Horário: 22:20 horas:

Como não houve nenhum retorno de Marilisa logo imaginei que estavam em algum restaurante, lanchonete, todos reunidos jogando conversa fora, falando sobre coisas do imaginário policial enquanto eu estava a mil ultimando relatório, registrado acontecimentos, fazendo anotações...

Horário: 13.11.2007, horário: 16:30 horas:

Estava chegando na  Corregedoria-Geral da Polícia Civil do Estado do Paraná (Curitiba)  e recebi uma ligação de Marilisa avisando que tinha recebido um fax da Escrivã Ariane, sobre a viagem da última semana, a fim de que fosse assinados os documentos relativos à viagem da comissão processante. Naquele momento me encontrava na companhia do Advogado Jonathan de Canoinhas (amigo do Juiz João Marcos Buck de Joinville) e atrasado para a audiência, no meio de um engarrafamento.

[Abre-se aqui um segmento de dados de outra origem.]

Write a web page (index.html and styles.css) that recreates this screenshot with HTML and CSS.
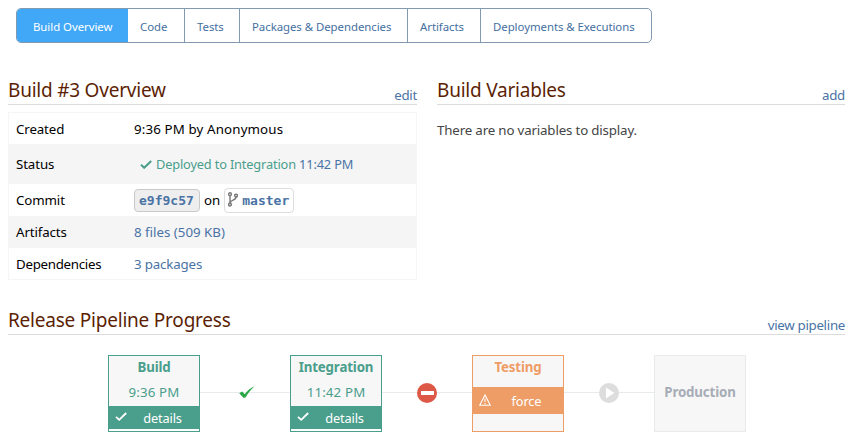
FILE: index.html
```html
<!DOCTYPE html>
<html lang="en">
<head>
<meta charset="utf-8">
<title>Build #3 Overview</title>
<link rel="stylesheet" href="styles.css">
</head>
<body>
<nav class="tabs">
  <a class="tab tab-overview active">Build Overview</a>
  <a class="tab tab-code">Code</a>
  <a class="tab tab-tests">Tests</a>
  <a class="tab tab-packages">Packages &amp; Dependencies</a>
  <a class="tab tab-artifacts">Artifacts</a>
  <a class="tab tab-deployments">Deployments &amp; Executions</a>
</nav>
<main>
  <div class="columns">
    <section>
      <header class="heading"><h2>Build #3 Overview</h2><a class="link">edit</a></header>
      <dl class="info">
        <div class="row"><dt>Created</dt><dd class="created">9:36 PM by Anonymous</dd></div>
        <div class="row row-status"><dt>Status</dt><dd class="status"><svg class="status-check" viewBox="0 0 12 9"><path d="M1 4.8 4.2 7.8 11.2 1"/></svg><span class="deployed">Deployed to Integration</span>&nbsp;<a class="link">11:42 PM</a></dd></div>
        <div class="row"><dt>Commit</dt><dd class="commit"><a class="hash">e9f9c57</a><span>on</span><a class="branch"><svg class="branch-icon" viewBox="0 0 10 15"><circle cx="2" cy="2.2" r="1.4"/><circle cx="8" cy="3.6" r="1.4"/><circle cx="2" cy="12.6" r="1.4"/><path d="M2 3.6V11.2M8 5C8 8.8 2.6 7.4 2.1 10.8"/></svg>master</a></dd></div>
        <div class="row"><dt>Artifacts</dt><dd><a class="link">8 files (509 KB)</a></dd></div>
        <div class="row"><dt class="tight">Dependencies</dt><dd><a class="link packages">3 packages</a></dd></div>
      </dl>
    </section>
    <section>
      <header class="heading"><h2>Build Variables</h2><a class="link">add</a></header>
      <p class="empty">There are no variables to display.</p>
    </section>
  </div>
  <section class="progress">
    <header class="heading"><h2>Release Pipeline Progress</h2><a class="link">view pipeline</a></header>
    <div class="pipeline">
      <div class="stage done"><b>Build</b><time>9:36 PM</time><a class="action"><svg class="action-check" viewBox="0 0 12 9"><path d="M1 4.8 4.2 7.8 11.2 1"/></svg><span>details</span></a></div>
      <div class="connector"><svg class="passed" width="16" height="14" viewBox="0 0 16 14"><path fill="#28a745" d="M.2 8.2 3.2 6.6 5.7 9.3C8.4 5.6 11.4 2.7 15.6 1.2 12 4.4 8.8 8.2 6.8 12.3L4.7 13Z"/></svg></div>
      <div class="stage done"><b>Integration</b><time>11:42 PM</time><a class="action"><svg class="action-check" viewBox="0 0 12 9"><path d="M1 4.8 4.2 7.8 11.2 1"/></svg><span>details</span></a></div>
      <div class="connector"><svg width="20" height="20" viewBox="0 0 20 20"><circle cx="10" cy="10" r="10" fill="#dd5846"/><path fill="#fff" d="M4 8H17V12H4Z"/></svg></div>
      <div class="stage warning"><b>Testing</b><a class="action"><svg class="action-alert" viewBox="0 0 12 12"><path d="M6 1 11.3 11.3H.7ZM6 4.5V8M6 9V10.2"/></svg><span>force</span></a></div>
      <div class="connector"><svg width="20" height="20" viewBox="0 0 20 20"><circle cx="10" cy="10" r="10" fill="#ddd"/><path fill="#fff" d="M7 4.6 15.3 10 7 15.4Z"/></svg></div>
      <div class="stage pending"><b>Production</b></div>
    </div>
  </section>
</main>
</body>
</html>
```
FILE: styles.css
```css
* { box-sizing: border-box; }
body { margin: 0; background: #fff; color: #000; font: 13.3px/20px "Noto Sans", "Open Sans", sans-serif; overflow: hidden; }
h2, p, dl, dd { margin: 0; }
svg { display: block; flex: none; }
.link { color: #4a73a5; }

.tabs { display: flex; width: 636px; height: 35px; margin: 8px 0 0 16px; border: 1px solid #8299b0; border-radius: 5px; overflow: hidden; font-size: 11.4px; letter-spacing: -.04px; line-height: 36px; color: #456f9f; white-space: nowrap; }
.tab { padding-left: 12px; border-right: 1px solid #8299b0; flex: none; }
.tab-overview { width: 111px; padding-left: 16px; }
.tab-code { width: 57px; }
.tab-tests { width: 55px; }
.tab-packages { width: 168px; }
.tab-artifacts { width: 73px; }
.tab-deployments { flex: 1; border-right: 0; }
.tab.active { background: #41a8f7; border-color: #41a8f7; color: #fff; margin: -1px 0 -1px; line-height: 38px; }

main { padding: 33px 8px 0; }
.columns { display: grid; grid-template-columns: 409px 408px; gap: 20px; height: 230px; }
.heading { display: flex; justify-content: space-between; height: 29px; border-bottom: 1px solid #dcdcdc; white-space: nowrap; }
h2 { font-size: 19px; letter-spacing: -.22px; line-height: 28px; font-weight: 400; color: #5c1f05; }
.heading .link { line-height: 38px; letter-spacing: -.3px; }

.info { margin-top: 7px; border: 1px solid #f5f5f5; }
.row { display: flex; align-items: center; height: 32px; padding-left: 7px; }
.row:first-child, .row:last-child { height: 31px; }
.row:nth-child(even) { background: #f5f5f5; }
.row-status { height: 40px; }
dt { width: 118px; letter-spacing: -.12px; }
.tight { letter-spacing: -.28px; }
.packages { letter-spacing: -.15px; }
.created { letter-spacing: .14px; }
.status { display: flex; align-items: center; padding-left: 6px; font-size: 12.8px; letter-spacing: -.16px; }
.status-check { width: 12px; height: 9px; margin-right: 4px; }
.status-check path { fill: none; stroke: #4a9e8c; stroke-width: 2; }
.deployed { color: #4a9e8c; }
.commit { display: flex; align-items: center; gap: 4px; }
.hash, .branch { font: bold 13px/22px "DejaVu Sans Mono", monospace; color: #4a73a5; border-radius: 4px; }
.hash { width: 66px; height: 23px; padding-left: 4px; border: 1px solid #c9c9c9; background: #eee; }
.branch { display: flex; width: 70px; height: 25px; padding: 1px 0 0 3px; gap: 4px; border: 1px solid #ddd; }
.branch-icon { width: 10px; height: 15px; margin-top: 2px; fill: none; stroke: #777; stroke-width: 1.4; }
.empty { margin-top: 15px; color: #444; letter-spacing: -.16px; }

.progress .heading { height: 29px; }
.pipeline { display: flex; margin: 20px 0 0 100px; }
.stage { display: flex; flex-direction: column; align-items: stretch; width: 92px; height: 77px; border: 1px solid; background: #f7f7f7; text-align: center; }
.stage b { line-height: 24px; letter-spacing: -.15px; }
.stage time { line-height: 24px; padding-bottom: 2px; letter-spacing: .15px; }
.done b, .warning b { margin-top: -1px; padding-bottom: 1px; }
.action { display: flex; align-items: center; height: 23px; padding-left: 6px; color: #fff; }
.action span { flex: 1; padding-right: 1px; text-align: center; font-size: 12.8px; letter-spacing: -.15px; }
.action-check { width: 12px; height: 9px; margin-bottom: 3px; }
.action path { fill: none; stroke: #fff; stroke-width: 1.8; }
.done { color: #4a9e8c; border-color: #4a9e8c; }
.done .action { background: #4a9e8c; box-shadow: 0 2px #fff; }
.warning { color: #ee9d67; border-color: #ee9d67; }
.warning .action { height: 27px; margin-top: 7px; background: #ee9d67; }
.action-alert { width: 12px; height: 12px; margin-bottom: 2px; }
.action .action-alert path { stroke-width: 1.1; }
.pending { justify-content: center; color: #a7adb6; border-color: #e7ebed; }
.pending b { margin-top: -3px; }
.connector { display: flex; align-items: center; justify-content: center; width: 90px; height: 76px; background: linear-gradient(#e7ebec, #e7ebec) 0 37px / 100% 1px no-repeat; }
.passed { margin: -3px 0 0 3px; }
```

Não pude dar muita atenção, mas fiquei feliz com a sua ligação e ela do outro lado foi doce, relatou que tinha recebido os documentos e queria saber como faria para nos repassar. Argumentei que estava em Curitiba e que depois a gente conversava. Ela pediu então que a gente (eu, Patrícia e Zico) passasse na residência dela à noite em Joinville. Concordei.

Horário: 19:00 horas:

Fui apresentado à Corregedora-Geral da Polícia Civil do Paraná (depois da audiência) e para o Corregedor-Geral Adjunto (Delegados Shania e Luciano). O advogado Jonathan me acompanhou e fiquei alguns instantes conversando com os dois “Corregedores”. “Shania (acredito que é assim que se pronuncia) estava com o pé fraturado devido a um acidente e fez algumas perguntas sobre a nossa Polícia Civil de Santa Catarina. Como resumo da ópera, fiz duas recomendações:

- “Bom, se algum dia algum governo ou político propuser a vocês extinguir a ‘Corregedoria-Geral da Polícia Civil’ para criar uma ‘Corregedoria-Geral Unificada’ no Gabinete do Secretário de Segurança Pública, por favor, não aceitem essa proposta, resistam, mas resistam mesmo, sem tréguas. Ah, outra coisa, também se um dia propuserem aos Delegados receberem horas extras, por favor, rejeitem, mas rejeitem mesmo com todas as forças porque é veneno, olha só como é que está a nossa situação salarial em Santa Catarina? Aqui um Delegado inicial de carreira ganha igual a um Delegado como eu com mais de trinta anos de serviço... Os ‘iluminados’ lá em Santa Catarina que ‘boloram’ esse esquema de pagamento de horas extras para Delegados hoje se arrependem... A nossa luta lá agora é criar um órgão independente. O nosso grande desafio hoje é criarmos um órgão como uma ‘Procuradoria-Geral de Polícia’, subordinado diretamente ao Governador do Estado. Também, outra luta é criarmos o segundo grau na carreira de Delegado de Polícia, imaginem, os Promotores acabam Procuradores, os Juízes, Desembargadores, e nós? Então, a proposta é essa, se tivermos êxito, então levaremos isso para outros Estados e aí, quem sabe, num futuro, quem sabe uma ‘Pec’ Federal para alterar a Constituição e participarmos até do ‘quinto constitucional’ nos Tribunais já que somos essenciais a Justiça, tanto como os Promotores e advogados...”. 

Depois dessas minhas considerações a Corregedora Shania quis saber quem eu era, que cargo eu ocupava na Polícia Civil em Santa Catarina. Fiquei meio sem o que dizer, quase que pego de surpresa com a aquela sua curiosidade, talvez, motivada pelo tamanho da minha aparente “pretensão” institucional. Respondi que era apenas uma ‘luz se apagando’, uma vela fraquinha no seu final... Logo imaginei que a Corregedora Shania, cujo esposo era o Delegado-Geral da Polícia Civil do Estado do Paraná deveria ter na mente a “arquitetura do poder” dentro de uma instituição e que quem deveria liderar os encaminhamentos institucionais eram as lideranças formais (cúpula) e legitimadas (representações classistas...). Certamente que ela não conhecia a minha história e, tampouco, eu teria tempo para  fazer relatos a respeito de quem eu era, nossos projetos, sonhos, utopias..., por que talvez na sua mente eu ser um simples “Corregedor” como aqueles que trabalhavam sob seu comando no seu órgão correicional.